Wren’s common sense and real respect for Gothic are alike shown by his proposal for the spire: “I have made a Design, which will not be very expensive but light, and still in the Gothic form, and of a Style with the rest of the Structure, which I would strictly adhere to, throughout the whole Intention: to deviate from the old Form would be to run into a disagreeable Mixture: which no Person of a good Taste could relish.”

He went on to talk of the north window, then stopped with plaster to prevent its total ruin, and said his models for the new work were “such as I conceive may agree with the original scheme of the old Architect, without any modern mixtures to shew my own Inventions.” His North Transept Front was swept away by Pearson, not to everyone’s satisfaction, and though the Gothic grammar of it was inevitably at fault, because he was trying to do something against the current of the times, the failure was not due to any lack of appreciation of Gothic. The existing western towers were not built in Wren’s lifetime and he need not be charged with the defects of their execution by the introduction of definitely classical cornices and other details of a type which Wren would not have used. So much for Wren as a student of Gothic. I come now to an example of the use he made of other men’s writings.

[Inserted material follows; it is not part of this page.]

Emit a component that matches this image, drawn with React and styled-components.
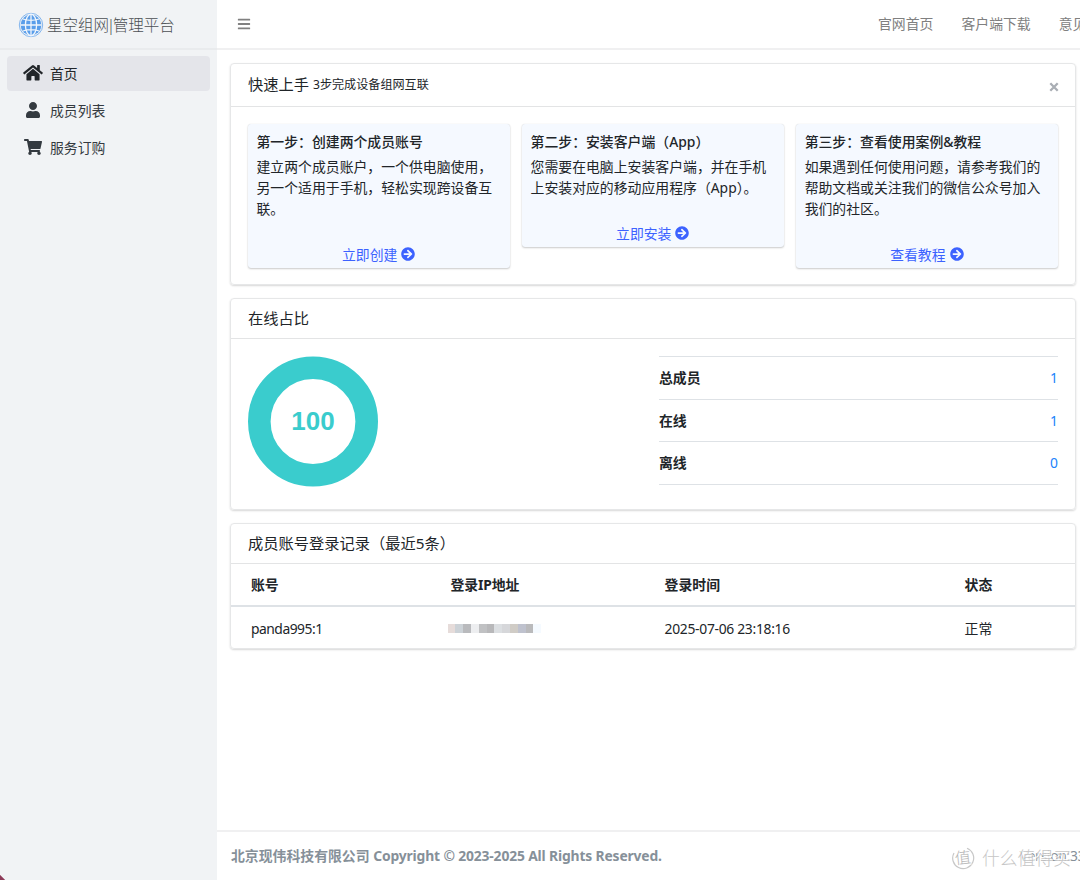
import React from 'react';
import styled, {createGlobalStyle} from 'styled-components';
import {FaHome, FaUser, FaShoppingCart, FaBars, FaArrowCircleRight} from 'react-icons/fa';

const GlobalStyle = createGlobalStyle`
    * {
        box-sizing: border-box;
    }
    body {
        margin: 0;
        overflow: hidden;
        background-color: #fff;
        color: #212529;
        font-family: "Noto Sans", "Noto Sans CJK SC", sans-serif;
        font-size: 13.87px;
        line-height: 21px;
    }
`;
const Page = styled.div`
    position: relative;
    display: flex;
    width: 1080px;
    height: 880px;
    overflow: hidden;
`;
const Sidebar = styled.aside`
    flex: none;
    width: 217px;
    background-color: #f1f3f5;
`;
const Brand = styled.div`
    display: flex;
    align-items: center;
    height: 50px;
    padding: 2px 0 0 18px;
    border-bottom: 2px solid #e9ebed;
    color: #4b4f53;
    font-size: 15.5px;
    font-weight: 300;
    white-space: nowrap;

    svg {
        flex: none;
        margin-right: 3px;
    }
`;
const Bar = styled.span`
    margin: 0 -2.4px;
`;
const Menu = styled.nav`
    display: flex;
    flex-direction: column;
    gap: 2px;
    padding: 6px 7px;
`;
const MenuItem = styled.a`
    display: flex;
    align-items: center;
    height: 35.2px;
    padding-left: 16px;
    border-radius: 4px;
    color: ${props => props.$active ? '#212529' : '#343a40'};
    background-color: ${props => props.$active ? '#e4e5ea' : 'transparent'};

    svg {
        width: 20px;
        margin: -1px 7px 0 0;
    }
    span {
        margin-top: ${props => props.$active ? -1 : 0}px;
    }
`;
const Main = styled.div`
    flex: none;
    display: flex;
    flex-direction: column;
    width: 875px;
    height: 880px;
`;
const TopBar = styled.header`
    display: flex;
    align-items: center;
    height: 50px;
    padding: 0 0 1px 20px;
    border-bottom: 2px solid #f0f0f1;
    color: #808080;
    white-space: nowrap;

    svg {
        flex: none;
    }
`;
const TopLinks = styled.div`
    display: flex;
    gap: 28px;
    margin-left: 627px;
`;
const Content = styled.main`
    flex: 1;
    display: flex;
    flex-direction: column;
    gap: 13px;
    width: 859px;
    padding: 13px 0 0 13px;
`;
const Card = styled.section`
    height: ${props => props.$height}px;
    border: 1px solid #e6e7e8;
    border-radius: 4px;
    box-shadow: 0 1px 2px rgba(0, 0, 0, .16);
`;
const CardHeader = styled.div`
    display: flex;
    align-items: center;
    height: ${props => props.$height}px;
    padding: 0 17px 1px;
    border-bottom: 1px solid #e3e4e5;
    font-size: 15.25px;

    small {
        margin-left: 4px;
        font-size: 12.1px;
    }
`;
const Close = styled.button`
    margin: 5px -1px 0 auto;
    padding: 0;
    border: none;
    background: none;
    line-height: 0;
`;
const Steps = styled.div`
    display: flex;
    align-items: flex-start;
    gap: 11.7px;
    padding: 17px 16.5px;
`;
const Step = styled.div`
    width: 262.4px;
    padding: 6.5px 9px 3.5px;
    border-radius: 3px;
    background-color: #f5f9ff;
    box-shadow: 0 0 1px rgba(0, 0, 0, .14), 0 1px 2px rgba(0, 0, 0, .2);
`;
const StepTitle = styled.div`
    margin-bottom: 4px;
    font-weight: 500;
`;
const StepText = styled.div`
    margin-bottom: 25px;
    white-space: nowrap;
`;
const StepLink = styled.a`
    display: flex;
    justify-content: center;
    align-items: center;
    gap: 4px;
    color: #3c62ff;
`;
const Online = styled.div`
    display: flex;
    justify-content: space-between;
    padding: 17px 17px 0;
`;
const Stats = styled.div`
    width: 399px;
    border-top: 1px solid #dee2e6;
`;
const StatRow = styled.div`
    display: flex;
    justify-content: space-between;
    align-items: center;
    height: 42.6px;
    border-bottom: 1px solid #dee2e6;
    font-weight: 700;

    span {
        color: #2083fb;
        font-weight: 400;
    }
`;
const TableRow = styled.div`
    display: grid;
    grid-template-columns: 199.6px 214px 300px 1fr;
    align-items: center;
    height: ${props => props.$head ? 43 : 42}px;
    padding-left: 20px;
    border-bottom: ${props => props.$head ? '2px solid #dee2e6' : 'none'};
    font-weight: ${props => props.$head ? 700 : 400};
`;
const Latin = styled.span`
    letter-spacing: ${props => props.$tight}px;
`;
const Mosaic = styled.div`
    display: flex;
    margin-left: -3px;
`;
const Block = styled.i`
    width: 7.8px;
    height: 9px;
    background-color: ${props => props.$color};
`;
const Footer = styled.footer`
    display: flex;
    align-items: center;
    height: 50px;
    padding: 0 0 1px 14px;
    border-top: 2px solid #f0f0f1;
    color: #869099;
    font-weight: 700;
    white-space: nowrap;
`;
const Version = styled.span`
    margin-left: 358px;
    font-weight: 400;
    letter-spacing: -.3px;
`;
const Watermark = styled.div`
    position: absolute;
    left: 951px;
    top: 846px;
    display: flex;
    align-items: center;
    gap: 7px;
    color: #c6c6c6;
    font-size: 17.8px;
    font-weight: 300;
    line-height: 24px;
    white-space: nowrap;
    text-shadow: 1px 1px 0 #fff, -1px -1px 0 #fff;
`;
const Corner = styled.div`
    position: absolute;
    left: 0;
    bottom: 0;
    width: 5px;
    height: 5px;
    background: linear-gradient(45deg, #8d3a58 45%, transparent 60%);
`;

const steps = [
    {
        title: '第一步：创建两个成员账号',
        lines: ['建立两个成员账户，一个供电脑使用，', '另一个适用于手机，轻松实现跨设备互', '联。'],
        link: '立即创建',
    },
    {
        title: '第二步：安装客户端（App）',
        lines: ['您需要在电脑上安装客户端，并在手机', '上安装对应的移动应用程序（App）。'],
        link: '立即安装',
    },
    {
        title: '第三步：查看使用案例&教程',
        lines: ['如果遇到任何使用问题，请参考我们的', '帮助文档或关注我们的微信公众号加入', '我们的社区。'],
        link: '查看教程',
    },
];

const stats = [['总成员', 1], ['在线', 1], ['离线', 0]];

const mosaic = ['#e6dcda', '#ccd2d7', '#b9babd', '#edeef0', '#c0c1c3', '#b8b8ba', '#dcdfe2', '#d6d7da', '#d0ccc6', '#bfc2ce', '#bababc', '#f5faff'];

const Globe = () => (
    <svg width='26' height='26' viewBox='0 0 26 26' fill='none'>
        <circle cx='13' cy='13' r='11.7' stroke='#82b5ee' strokeWidth='1'/>
        <circle cx='13' cy='13' r='10.4' fill='#5a9eea'/>
        <g stroke='#f1f6fc' strokeWidth='1.3'>
            <path d='M13 2.5v21M2.5 13h21M5 7q8 2.6 16 0M5 19q8-2.6 16 0'/>
            <ellipse cx='13' cy='13' rx='5.6' ry='10.8'/>
        </g>
    </svg>
)

const Donut = () => (
    <svg width='130' height='131' viewBox='0 0 130 131'>
        <circle cx='65' cy='65.5' r='53.7' fill='none' stroke='#3acccd' strokeWidth='22.6'/>
        <text x='65' y='74' textAnchor='middle' fill='#3acccd' fontSize='26' fontWeight='700'
            fontFamily='"Liberation Sans", sans-serif'>100</text>
    </svg>
)

const App = () => {
    return (
        <Page>
            <GlobalStyle/>
            <Sidebar>
                <Brand><Globe/>星空组网<Bar>|</Bar>管理平台</Brand>
                <Menu>
                    <MenuItem $active><FaHome size={17.5}/><span>首页</span></MenuItem>
                    <MenuItem><FaUser size={16}/><span>成员列表</span></MenuItem>
                    <MenuItem><FaShoppingCart size={16}/><span>服务订购</span></MenuItem>
                </Menu>
            </Sidebar>
            <Main>
                <TopBar>
                    <FaBars size={14}/>
                    <TopLinks>
                        <span>官网首页</span>
                        <span>客户端下载</span>
                        <span>意见反馈</span>
                    </TopLinks>
                </TopBar>
                <Content>
                    <Card $height={222}>
                        <CardHeader $height={43}>
                            快速上手 <small>3步完成设备组网互联</small>
                            <Close aria-label='关闭'>
                                <svg width='10' height='10' viewBox='0 0 10 10'>
                                    <path d='M1.3 1.3l7.4 7.4M8.7 1.3L1.3 8.7' stroke='#a9aeb4' strokeWidth='2.3'/>
                                </svg>
                            </Close>
                        </CardHeader>
                        <Steps>
                            {steps.map(step => (
                                <Step key={step.title}>
                                    <StepTitle>{step.title}</StepTitle>
                                    <StepText>
                                        {step.lines.map(line => <div key={line}>{line}</div>)}
                                    </StepText>
                                    <StepLink>{step.link}<FaArrowCircleRight size={14}/></StepLink>
                                </Step>
                            ))}
                        </Steps>
                    </Card>
                    <Card $height={212}>
                        <CardHeader $height={40}>在线占比</CardHeader>
                        <Online>
                            <Donut/>
                            <Stats>
                                {stats.map(([label, value]) => (
                                    <StatRow key={label}>{label}<span>{value}</span></StatRow>
                                ))}
                            </Stats>
                        </Online>
                    </Card>
                    <Card $height={126}>
                        <CardHeader $height={40}>成员账号登录记录（最近5条）</CardHeader>
                        <TableRow $head>
                            <span>账号</span>
                            <Latin $tight={-.15}>登录IP地址</Latin>
                            <span>登录时间</span>
                            <span>状态</span>
                        </TableRow>
                        <TableRow>
                            <Latin $tight={-.5}>panda995:1</Latin>
                            <Mosaic>
                                {mosaic.map(color => <Block key={color} $color={color}/>)}
                            </Mosaic>
                            <Latin $tight={-.3}>2025-07-06 23:18:16</Latin>
                            <span>正常</span>
                        </TableRow>
                    </Card>
                </Content>
                <Footer>
                    <span>北京现伟科技有限公司 <Latin $tight={-.15}>Copyright © 2023-2025 All Rights Reserved.</Latin></span>
                    <Version>Version:33.1</Version>
                </Footer>
            </Main>
            <Watermark>
                <svg width='24' height='24' viewBox='0 0 24 24' fill='none'>
                    <path d='M16 2.3A10.5 10.5 0 1 1 3 7' stroke='#c8c8c8' strokeWidth='1.2'/>
                    <text x='12' y='17.5' textAnchor='middle' fill='#b4b4b4' fontSize='16'
                        transform='rotate(-6 12 12)'
                        fontFamily='"Noto Sans CJK SC", sans-serif'>值</text>
                </svg>
                什么值得买
            </Watermark>
            <Corner/>
        </Page>
    )
}

export default App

In the library of Shirburn Castle there is a copy of Wotton’s Elements of Architecture, first edition, 1624, annotated by the hand of Sir Christopher himself. It is worth while quoting from these notes in some detail, because they show that Wren was a careful reader and that he was quick to mark every kind of practical application of what he read. The page references are to the first edition of the Elements.

Where Wotton says of staircases (on p. 58) that “the breadth of every single step should never be less than one foot, nor more than eighteen inches,” Wren adds “nor so much as eighteen inches at any time, for if a step exceed twelve, those who have but short [legs] must tread twice upon the same step, especially in descent, which, to women especially, is troublesome, and dangerous to the hasty.” James Wyatt, in the circular staircase of Devonshire House, erred in this way, with exactly the effect that Wren describes. One bears in mind in this connection that Wren himself was of short stature. On p. 55 Wotton discourses of the advantage of luminous rooms: “Indeed, I must confess that a frank light can misbecome no edifice whatsoever, temples only excepted, which were anciently dark, as they are likewise at this day in some proportion, devotion more requiring collected than defused spirits,” on which Wren makes the comment that Christ Church in London was practically nothing but window, and was fitter for a stage than for a church, “although for the kind of building it is a thorough piece of work.” On gardens and their treatment with aqueducts, walks, etc., Wren makes the note, “And for disposing the current of a river to a mighty length in a little space I invented the Serpentine, a form admirably convoying the current in circular and yet contrary motions upon one and the same level, with walks and retirements between to the advantage of all purposes, either of gardenings, plantings, or banquetings ... far beyond the bungarly [!] invention at Hatfield so much liked for pleasure.” Up and down the book there are scattered all manner of other interesting notes. There is a practical thought in Wren’s reference to the very small chimneys in use in Spain, where charcoal was sold by weight. He has evidently had difficulty with smoky chimneys, for to Wotton’s observation, “Then there is a repulsion of the fume by some higher hill or fabrique that shall overtop the chimney,” he makes the significant comment, “As in our buildings here.”

In connection with terracing any story (by which Wotton seems to have meant the making of loggias), Wren remarks: “Terracing is most commended in hotter climates, and in our country must serve mostly for summer rooms.” To Wotton’s general reflection that “various colours on the out-walls of buildings have always in them more delight than dignity,” Wren adds the criticism in Latin that in this particular the noble building of Lord Exeter at Wimbledon also offends. He seems, however, to have been friendly to the use of mosaic, for he says: “Herein excels that excellent cave at Bodington wherein stands the brazen hydra with seven springs out of seven heads.” With regard to the art of the plasterer, Wotton had said: “Plastique is not only under sculpture, but indeed very sculpture itself, with this difference that the plasterer doth make his figures by addition, and the carver by subtraction.” Wren makes short work of this with, “This proposition can never hold true to the name of sculpture.”

At the end of the Elements Wotton promises another work, “A Philosophical Survey of Education, which is indeed a Second Building or Repairing of Nature, and, as I may term it, a kind of moral architecture.” Wren must have taken considerable pleasure from the Elements, for in the margin he has written: “Oh that we might see that, so long expected.”

There are bits of detailed criticism in his first Tract which might have been used in recent comments on a great London building: “Fronts ought to be elevated in the Middle, not the Corners; because the Middle is the place of greatest Dignity and first arrests the Eye; and rather projecting forward in the Middle, than hollow. For these Reasons, Pavilions at the Corners are naught; because they make both Faults, a hollow and depressed Front.... No Roof can have Dignity enough to appear above a Cornice, but the Circular: in private Buildings it is excusable.”